## WRITTEN REQUEST
Look below for the line with "Recreate this image" and the line with "w-[256px] h-px bg-[#dedede]"; repeat exactly those two lines and all lines between them, but no pictures.

>> Begin DATA SHOWN

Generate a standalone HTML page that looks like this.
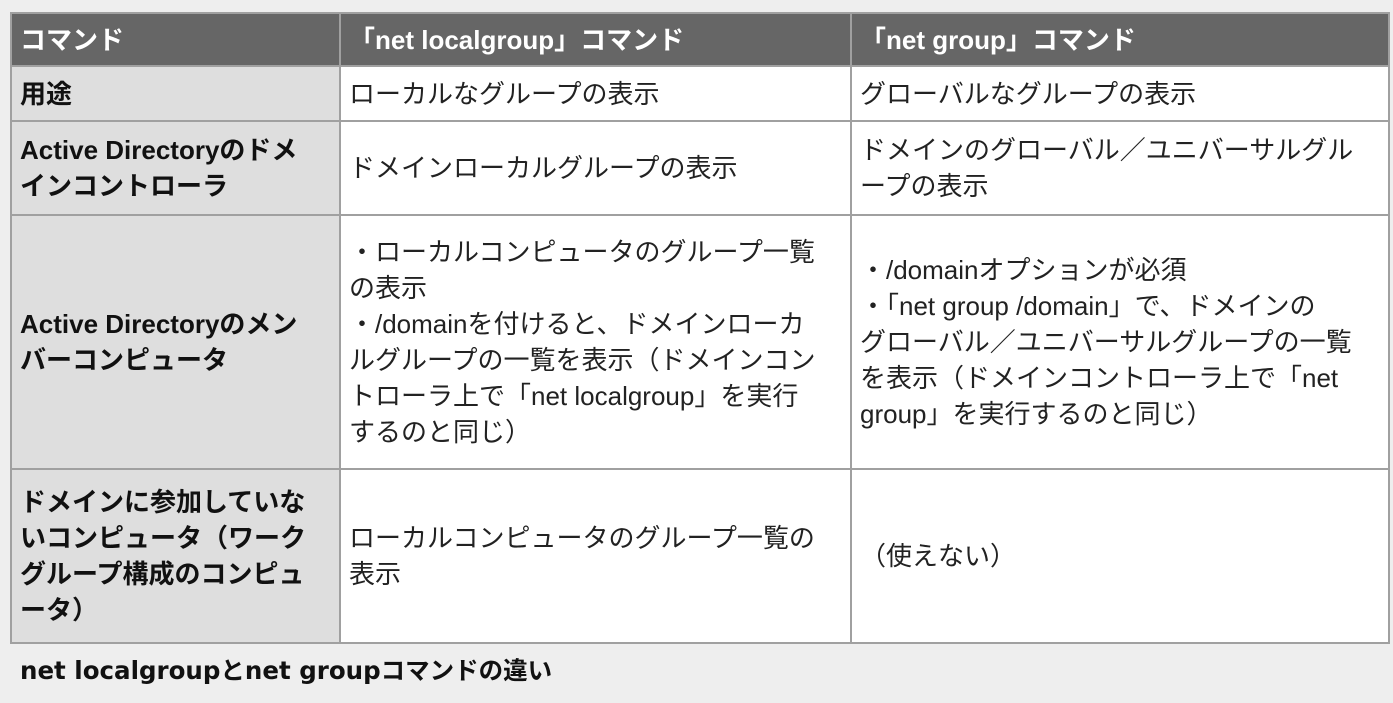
<!DOCTYPE html>
<html><head><meta charset="utf-8"><style>
body{margin:0;background:#eeeeee;width:1393px;height:703px;overflow:hidden;font-family:"Liberation Sans","Noto Sans CJK JP",sans-serif;}
table{position:absolute;left:10px;top:12px;border-collapse:collapse;width:1378px;table-layout:fixed;}
td,th{border:2px solid #a0a0a0;padding:0 0 0 8px;font-size:26px;line-height:36px;color:#222;text-align:left;vertical-align:middle;white-space:nowrap;overflow:hidden;}
th{background:#666;color:#fff;font-weight:bold;height:51px;}
td.h{background:#dedede;font-weight:bold;color:#111;}
td{background:#fff;}
.cap{position:absolute;left:20px;top:653px;font-family:"DejaVu Sans","Noto Sans CJK JP",sans-serif;font-size:24.5px;font-weight:bold;color:#111;line-height:36px;}
</style></head><body>
<table>
<colgroup><col style="width:329px"><col style="width:511px"><col style="width:538px"></colgroup>
<tr><th>コマンド</th><th>「net localgroup」コマンド</th><th>「net group」コマンド</th></tr>
<tr style="height:55px"><td class="h">用途</td><td>ローカルなグループの表示</td><td>グローバルなグループの表示</td></tr>
<tr style="height:94px"><td class="h">Active Directoryのドメ<br>インコントローラ</td><td>ドメインローカルグループの表示</td><td>ドメインのグローバル／ユニバーサルグル<br>ープの表示</td></tr>
<tr style="height:254px"><td class="h">Active Directoryのメン<br>バーコンピュータ</td><td>・ローカルコンピュータのグループ一覧<br>の表示<br>・/domainを付けると、ドメインローカ<br>ルグループの一覧を表示（ドメインコン<br>トローラ上で「net localgroup」を実行<br>するのと同じ）</td><td>・/domainオプションが必須<br>・「net group /domain」で、ドメインの<br>グローバル／ユニバーサルグループの一覧<br>を表示（ドメインコントローラ上で「net<br>group」を実行するのと同じ）</td></tr>
<tr style="height:174px"><td class="h">ドメインに参加していな<br>いコンピュータ（ワーク<br>グループ構成のコンピュ<br>ータ）</td><td>ローカルコンピュータのグループ一覧の<br>表示</td><td>（使えない）</td></tr>
</table>
<div class="cap">net localgroupとnet groupコマンドの違い</div>
</body></html>
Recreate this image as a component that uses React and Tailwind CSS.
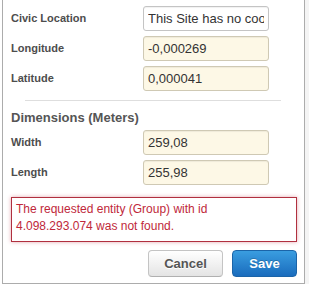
import React from 'react';

const fields = [
  { label: 'Civic Location', value: 'This Site has no coordinates', plain: true },
  { label: 'Longitude', value: '-0,000269' },
  { label: 'Latitude', value: '0,000041' },
];

const dims = [
  { label: 'Width', value: '259,08' },
  { label: 'Length', value: '255,98' },
];

const Row = ({ label, value, plain }) => (
  <div className="flex items-center h-[25px]">
    <label className="w-[140px] pl-[8px] text-[11px] font-bold text-[#4d4d4d]">{label}</label>
    <input
      readOnly
      value={value}
      className={`w-[126px] h-[25px] border rounded-[3px] px-[4px] text-[13px] text-[#333] outline-none shadow-[inset_0_1px_1px_rgba(0,0,0,0.06)] ${
        plain ? 'bg-white border-[#c4c4c4]' : 'bg-[#fdf8e6] border-[#cfc9b4]'
      }`}
    />
  </div>
);

export default function App() {
  return (
    <div className="w-[309px] h-[290px] bg-[#f4f4f4] overflow-hidden font-['Liberation_Sans',Arial,sans-serif]">
      <div className="flex h-[284px]">
        <div className="w-[2px] bg-white" />
        <div className="w-[303px] h-[284px] bg-white border-l border-r border-b border-[#acacac] flex flex-col">
          {/* Location */}
          <div className="flex flex-col gap-[5px] pt-[6px]">
            {fields.map((f) => (
              <Row key={f.label} {...f} />
            ))}
          </div>

          <div className="ml-[22px] w-[256px] h-px bg-[#dedede] mt-[9px]" />

          {/* Dimensions */}
          <h3 className="mt-[9px] pl-[8px] text-[13px] leading-[16px] font-bold text-[#555]">Dimensions (Meters)</h3>
          <div className="flex flex-col gap-[5px] mt-[4px]">
            {dims.map((f) => (
              <Row key={f.label} {...f} />
            ))}
          </div>

          {/* Error */}
          <div className="ml-[8px] mt-[12px] w-[286px] h-[45px] border border-[#b0303f] bg-white px-[4px] pt-[3px] text-[12px] leading-[17px] text-[#c0283a] shadow-[0_0_4px_rgba(200,60,80,0.45)]">
            The requested entity (Group) with id
            <br />
            4.098.293.074 was not found.
          </div>

          {/* Actions */}
          <div className="flex justify-end gap-[9px] mt-[8px] mr-[7px]">
            <button className="w-[75px] h-[27px] rounded-[4px] border border-[#c4c4c4] border-b-[#b0b0b0] bg-gradient-to-b from-white to-[#e4e4e4] text-[13px] font-bold text-[#555] [text-shadow:0_1px_0_#fff]">
              Cancel
            </button>
            <button className="w-[65px] h-[27px] rounded-[4px] border border-[#1b64a8] bg-gradient-to-b from-[#3a9de0] to-[#1a6cbd] text-[13px] font-bold text-white [text-shadow:0_-1px_0_rgba(0,0,0,0.2)]">
              Save
            </button>
          </div>
        </div>
      </div>
      <div className="h-[6px] bg-white" />
    </div>
  );
}
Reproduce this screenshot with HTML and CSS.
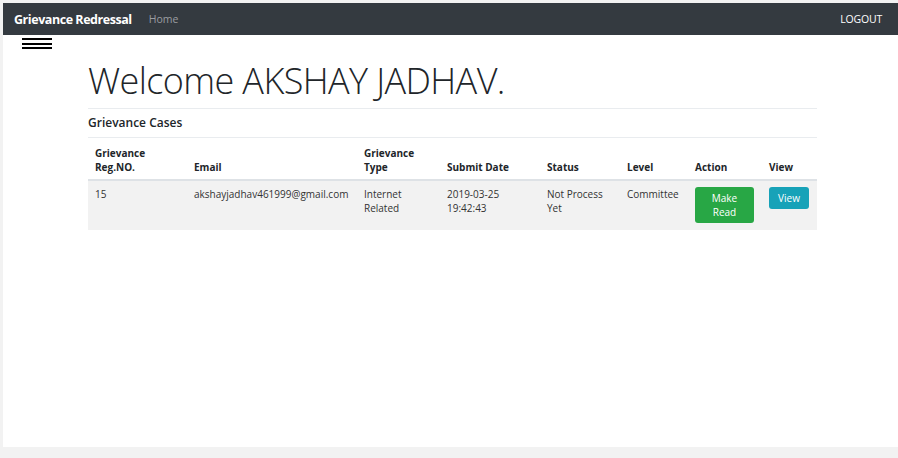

>> End DATA SHOWN

## THE SOLUTION
Recreate this image as a component that uses React and Tailwind CSS.
import React from 'react';

const fields = [
  { label: 'Civic Location', value: 'This Site has no coordinates', plain: true },
  { label: 'Longitude', value: '-0,000269' },
  { label: 'Latitude', value: '0,000041' },
];

const dims = [
  { label: 'Width', value: '259,08' },
  { label: 'Length', value: '255,98' },
];

const Row = ({ label, value, plain }) => (
  <div className="flex items-center h-[25px]">
    <label className="w-[140px] pl-[8px] text-[11px] font-bold text-[#4d4d4d]">{label}</label>
    <input
      readOnly
      value={value}
      className={`w-[126px] h-[25px] border rounded-[3px] px-[4px] text-[13px] text-[#333] outline-none shadow-[inset_0_1px_1px_rgba(0,0,0,0.06)] ${
        plain ? 'bg-white border-[#c4c4c4]' : 'bg-[#fdf8e6] border-[#cfc9b4]'
      }`}
    />
  </div>
);

export default function App() {
  return (
    <div className="w-[309px] h-[290px] bg-[#f4f4f4] overflow-hidden font-['Liberation_Sans',Arial,sans-serif]">
      <div className="flex h-[284px]">
        <div className="w-[2px] bg-white" />
        <div className="w-[303px] h-[284px] bg-white border-l border-r border-b border-[#acacac] flex flex-col">
          {/* Location */}
          <div className="flex flex-col gap-[5px] pt-[6px]">
            {fields.map((f) => (
              <Row key={f.label} {...f} />
            ))}
          </div>

          <div className="ml-[22px] w-[256px] h-px bg-[#dedede] mt-[9px]" />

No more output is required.